Schema evolution does not use ClickHouse mutations. Full refresh, replace, and reconciliation still use staging/shadow table swaps. See Schema evolution.
LowCardinality and physical design¶
Use Physical design to control ClickHouse engines,
PARTITION BY, ORDER BY, codecs, and LowCardinality behavior.
sink:
type: clickhouse
options:
physical_design:
storage:
clickhouse:
engine: MergeTree
partition_by: toYYYYMM(business_date)
order_by: [business_date, order_id]
low_cardinality:
mode: auto
max_distinct_values: 10000
max_distinct_ratio: 0.05
Modes:
| Mode | Behavior |
|---|---|
off |
Never generate LowCardinality. |
auto |
Use profiler cardinality thresholds for string-like columns. |
explicit |
Apply only to configured columns. |
force |
Apply to configured columns even when profiler disagrees, with warning. |
preserve |
Keep existing/source LowCardinality, but do not generate new ones. |
Runbook:
- If low-cardinality columns are not selected, inspect
dpone schema inferand verify sample coverage. - If high-cardinality columns were selected, switch to
explicitoroff. - If downstream DDL must be exact, use
physical_design.columns.<column>.target_type.clickhouse. - Run
dpone schema physical-plan --manifest ... --format mdbefore changing existing tables.
Requirements¶
- Reconciliation must be enabled and configured with a stable
unique_key. - The ClickHouse target table must contain
__dpone__loaded_atand__dpone__deleted_at. - The connector must be able to read
system.columnsfor target schema discovery. - The target database should support atomic
RENAME TABLE; ClickHouseAtomicdatabases do.
Example¶
source:
type: mssql
connection_id: mssql_source
table: {schema: dbo, name: orders}
sink:
type: clickhouse
connection_id: clickhouse_dwh
table: {schema: analytics, name: orders}
strategy:
mode: incremental_append
unique_key: [id]
reconciliation:
enabled: true
Operational guidance¶
- Use ClickHouse reconciliation for periodic correctness gates, not per-minute high-churn delete streams.

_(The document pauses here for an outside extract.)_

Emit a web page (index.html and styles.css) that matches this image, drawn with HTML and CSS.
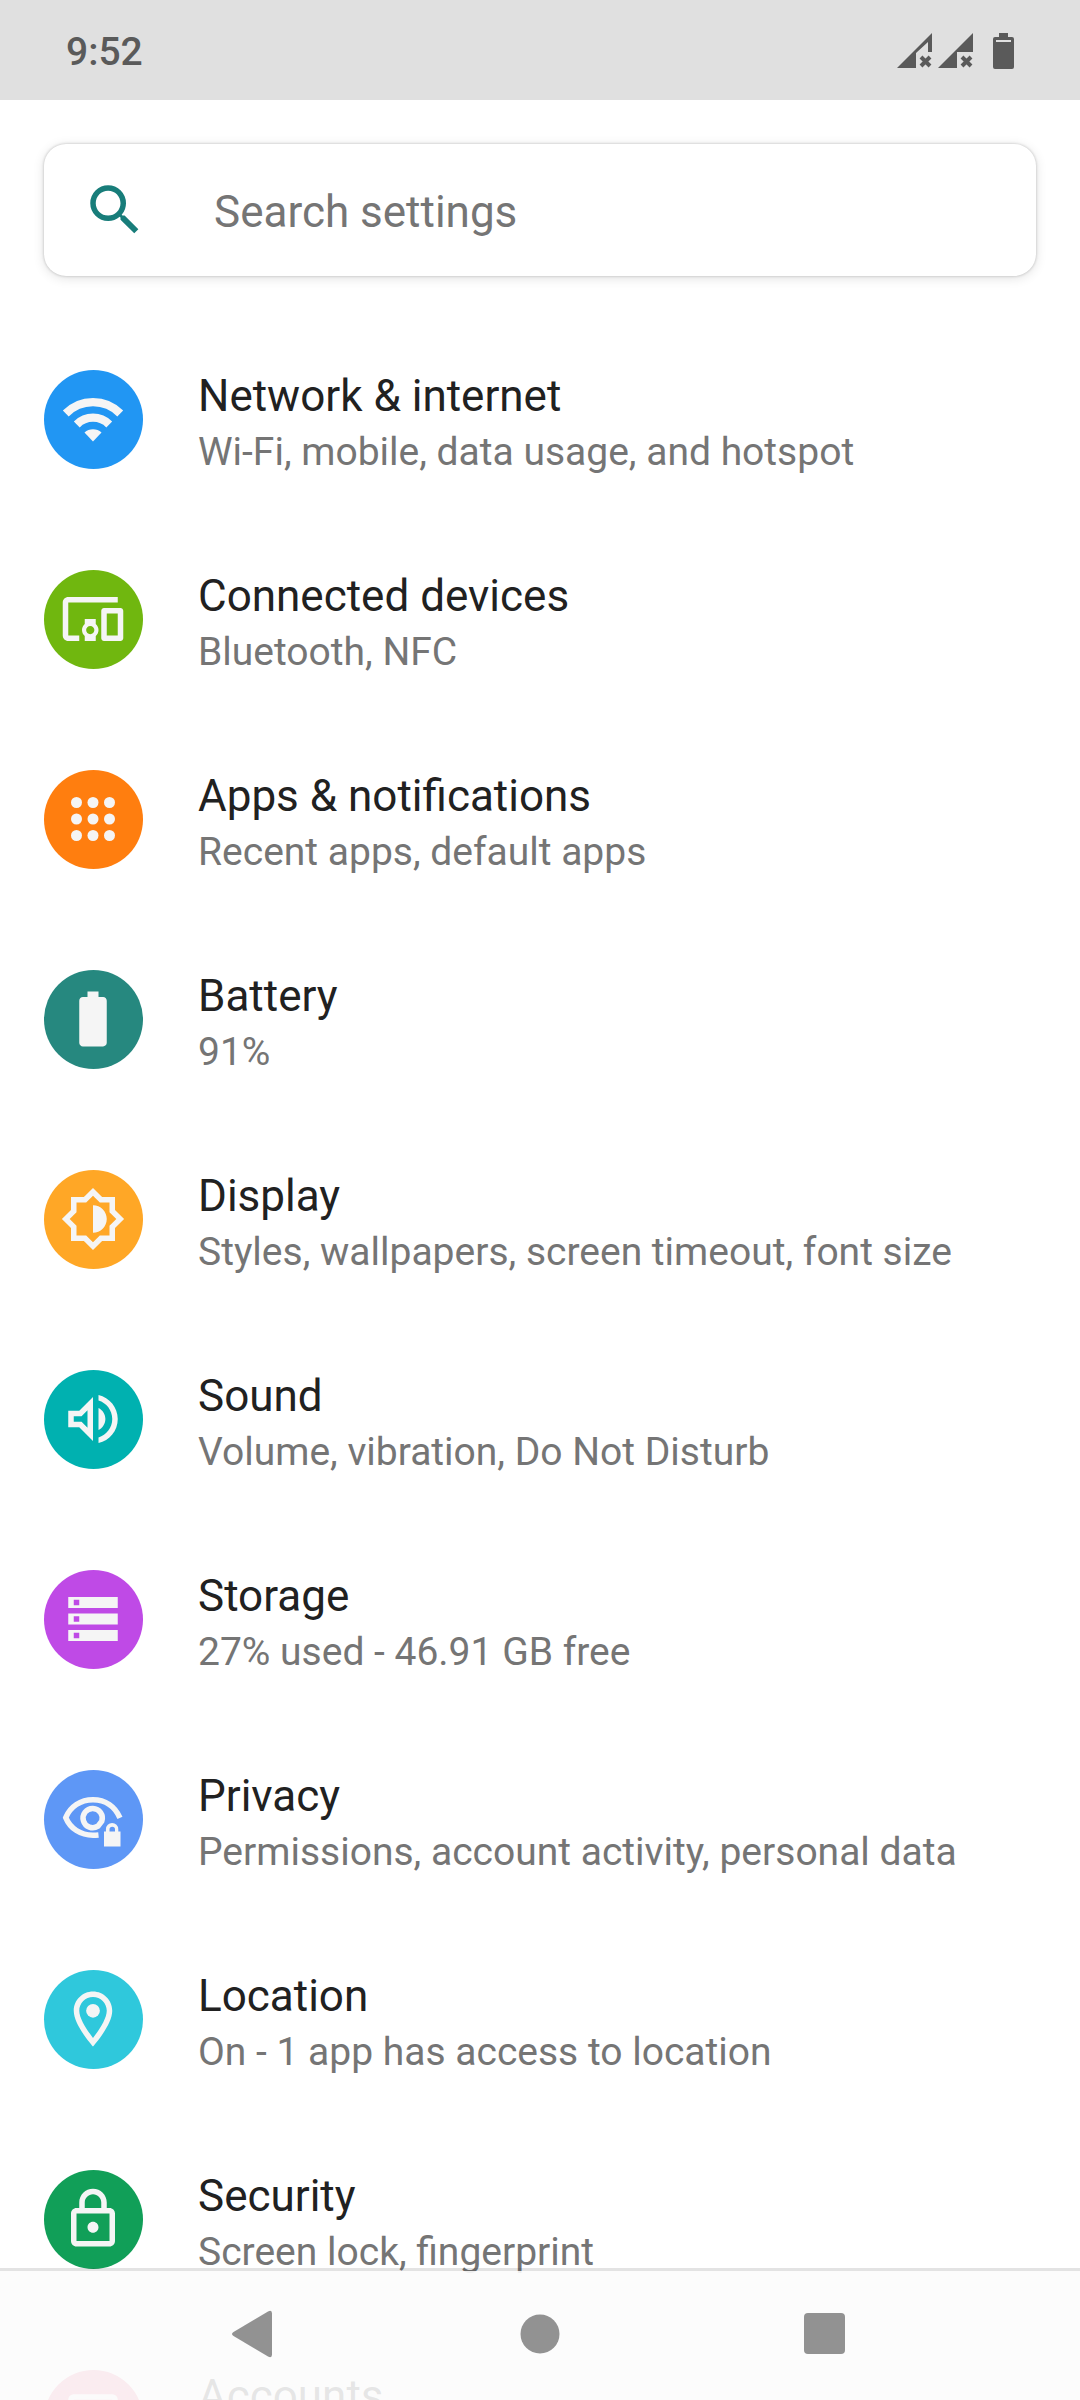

- For high-delete workloads, prefer CDC/Change Tracking into a versioned table design or run reconciliation by partition.
- Keep readers on the canonical table name; dpone swaps the shadow table into that name only after the full rewrite has completed.
- If a run fails before the swap, dpone drops the shadow table and leaves the canonical target unchanged.
Direct TSV ingest for MSSQL native transfers¶
MSSQL -> ClickHouse native transfer uses ClickHouse direct INSERT ... FORMAT TabSeparated whenever HTTP bulk or clickhouse-client is configured. The Python parsing fallback remains available, but it is not the preferred path for large tables.
Recommended options:
sink:
options:
clickhouse_bulk:
mode: auto
insert_settings:
async_insert: 1
wait_for_async_insert: 1
max_insert_block_size: 1000000
input_format_parallel_parsing: 1
If async_insert: 1 is set without wait_for_async_insert, dpone automatically sets wait_for_async_insert: 1 so the source state is not advanced before ClickHouse accepts the insert.